▶ **Written task**
Say only how many lines contain the word "styles".

▶ **Source material**
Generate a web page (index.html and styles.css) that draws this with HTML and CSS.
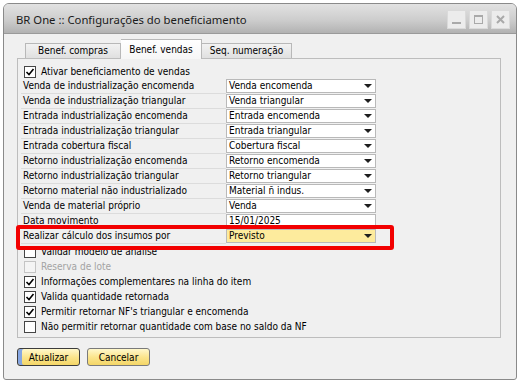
FILE: index.html
```html
<!DOCTYPE html>
<html lang="pt-BR">
<head>
    <meta charset="UTF-8">
    <title>BR One :: Configurações do beneficiamento</title>
    <link rel="stylesheet" href="styles.css">
</head>
<body>
    <div class="window">
        <div class="titlebar">
            <span class="title">BR One :: Configurações do beneficiamento</span>
            <div class="controls">
                <span class="ctl"><svg width="11" height="11" viewBox="0 0 11 11"><rect x="1" y="8" width="9" height="2" fill="#a9a9a9"/></svg></span>
                <span class="ctl"><svg width="11" height="11" viewBox="0 0 11 11"><rect x="1.5" y="1.5" width="8" height="8" fill="none" stroke="#a9a9a9" stroke-width="1"/><rect x="1" y="1" width="9" height="2" fill="#a9a9a9"/></svg></span>
                <span class="ctl"><svg width="11" height="11" viewBox="0 0 11 11"><path d="M2 2 L9 9 M9 2 L2 9" stroke="#a9a9a9" stroke-width="2"/></svg></span>
            </div>
        </div>

        <div class="content">
            <div class="tabs">
                <div class="tab tab-1">Benef. compras</div>
                <div class="tab tab-2 active">Benef. vendas</div>
                <div class="tab tab-3">Seq. numeração</div>
            </div>

            <div class="panel">
                <div class="check-row">
                    <span class="box"><svg width="10" height="10" viewBox="0 0 10 10"><path d="M1.5 5 L4 7.5 L8.5 2" fill="none" stroke="#000" stroke-width="1.6"/></svg></span>
                    Ativar beneficiamento de vendas
                </div>

                <div class="field-row"><span class="label">Venda de industrialização encomenda</span><span class="combo">Venda encomenda</span></div>
                <div class="field-row"><span class="label">Venda de industrialização triangular</span><span class="combo">Venda triangular</span></div>
                <div class="field-row"><span class="label">Entrada industrialização encomenda</span><span class="combo">Entrada encomenda</span></div>
                <div class="field-row"><span class="label">Entrada industrialização triangular</span><span class="combo">Entrada triangular</span></div>
                <div class="field-row"><span class="label">Entrada cobertura fiscal</span><span class="combo">Cobertura fiscal</span></div>
                <div class="field-row"><span class="label">Retorno industrialização encomenda</span><span class="combo">Retorno encomenda</span></div>
                <div class="field-row"><span class="label">Retorno industrialização triangular</span><span class="combo">Retorno triangular</span></div>
                <div class="field-row"><span class="label">Retorno material não industrializado</span><span class="combo">Material ñ indus.</span></div>
                <div class="field-row"><span class="label">Venda de material próprio</span><span class="combo">Venda</span></div>
                <div class="field-row"><span class="label">Data movimento</span><span class="edit">15/01/2025</span></div>
                <div class="field-row"><span class="label">Realizar cálculo dos insumos por</span><span class="combo selected">Previsto</span></div>

                <div class="check-row">
                    <span class="box"></span>
                    Validar modelo de análise
                </div>
                <div class="check-row disabled">
                    <span class="box"></span>
                    Reserva de lote
                </div>
                <div class="check-row">
                    <span class="box"><svg width="10" height="10" viewBox="0 0 10 10"><path d="M1.5 5 L4 7.5 L8.5 2" fill="none" stroke="#000" stroke-width="1.6"/></svg></span>
                    Informações complementares na linha do item
                </div>
                <div class="check-row">
                    <span class="box"><svg width="10" height="10" viewBox="0 0 10 10"><path d="M1.5 5 L4 7.5 L8.5 2" fill="none" stroke="#000" stroke-width="1.6"/></svg></span>
                    Valida quantidade retornada
                </div>
                <div class="check-row">
                    <span class="box"><svg width="10" height="10" viewBox="0 0 10 10"><path d="M1.5 5 L4 7.5 L8.5 2" fill="none" stroke="#000" stroke-width="1.6"/></svg></span>
                    Permitir retornar NF's triangular e encomenda
                </div>
                <div class="check-row">
                    <span class="box"></span>
                    Não permitir retornar quantidade com base no saldo da NF
                </div>

                <!-- marcação em vermelho sobre a linha -->
                <div class="highlight"></div>
            </div>

            <div class="actions">
                <button class="btn default">Atualizar</button>
                <button class="btn">Cancelar</button>
            </div>
        </div>
    </div>
</body>
</html>
```

FILE: styles.css
```css
* {
    margin: 0;
    padding: 0;
    box-sizing: border-box;
}

body {
    background: #fff;
    font-family: "DejaVu Sans Condensed", "Liberation Sans", sans-serif;
    font-size: 10px;
    color: #000;
}

.window {
    margin: 3px 0 0 3px;
    width: 514px;
    height: 377px;
    border: 1px solid #8a8a8a;
    border-radius: 6px 6px 3px 3px;
    background: #f0f0f0;
    overflow: hidden;
}

.titlebar {
    height: 30px;
    display: flex;
    align-items: center;
    justify-content: space-between;
    padding: 0 6px 0 12px;
    background: linear-gradient(#e2e2e2, #cdcdcd 55%, #b2b2b2);
    border-bottom: 1px solid #9a9a9a;
}

.title {
    font-family: "Noto Sans", "Open Sans", sans-serif;
    font-size: 11.3px;
    color: #1a1a1a;
    padding-top: 2px;
}

.controls {
    display: flex;
    gap: 3px;
    margin-top: 2px;
}

.ctl {
    width: 19px;
    height: 19px;
    display: flex;
    align-items: center;
    justify-content: center;
    background: #ececec;
    border: 1px solid #dadada;
}

.content {
    padding: 5px 15px 0 13px;
}

.tabs {
    display: flex;
    align-items: flex-end;
    height: 19px;
    padding-left: 8px;
    position: relative;
    z-index: 2;
}

.tab {
    height: 15px;
    line-height: 14px;
    text-align: center;
    border: 1px solid #b8b8b8;
    border-bottom: none;
    background: linear-gradient(#f2f2f2, #e0e0e0);
}

.tab-1 { width: 96px; }
.tab-2 { width: 81px; }
.tab-3 { width: 90px; border-left: none; }

.tab.active {
    height: 20px;
    line-height: 19px;
    margin-bottom: -1px;
    background: linear-gradient(#ffffff, #f6f6f6);
    border-left: none;
}

.panel {
    position: relative;
    width: 484px;
    border: 1px solid #bdbdbd;
    padding: 5px 0 3px 3px;
}

.check-row {
    height: 15px;
    display: flex;
    align-items: center;
    padding-left: 3px;
}

.box {
    width: 12px;
    height: 12px;
    margin-right: 5px;
    border: 1px solid #454545;
    background: #fff;
    display: flex;
    align-items: center;
    justify-content: center;
}

.check-row.disabled {
    color: #a3a3a3;
}

.check-row.disabled .box {
    border-color: #c4c4c4;
    background: #f4f4f4;
}

.field-row {
    height: 15px;
    display: flex;
}

.label {
    width: 205px;
    padding-left: 2px;
    line-height: 14px;
    border-bottom: 1px solid #dcdcdc;
    white-space: nowrap;
}

.combo,
.edit {
    position: relative;
    width: 150px;
    height: 14px;
    line-height: 12px;
    padding-left: 2px;
    background: #fff;
    border: 1px solid #b9b9b9;
}

.combo::after {
    content: "";
    position: absolute;
    right: 3px;
    top: 4px;
    border-left: 4px solid transparent;
    border-right: 4px solid transparent;
    border-top: 4px solid #1e1e1e;
}

.combo.selected {
    background: #fdeb9d;
}

.highlight {
    position: absolute;
    left: -2px;
    top: 166px;
    width: 378px;
    height: 25px;
    border: 4px solid #f20000;
    border-radius: 3px;
}

.actions {
    display: flex;
    gap: 7px;
    margin-top: 10px;
    margin-left: 0;
}

.btn {
    width: 63px;
    height: 18px;
    font-family: "DejaVu Sans Condensed", "Liberation Sans", sans-serif;
    font-size: 10px;
    color: #000;
    border: 1px solid #7a7a7a;
    border-radius: 3px;
    background: linear-gradient(#fff8cc, #fbe58e 50%, #f4d667);
}

.btn.default {
    border-color: #3c3c3c;
    box-shadow: inset 4px 0 0 #86a6e2;
}
```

▶ **Answer to the problem**
3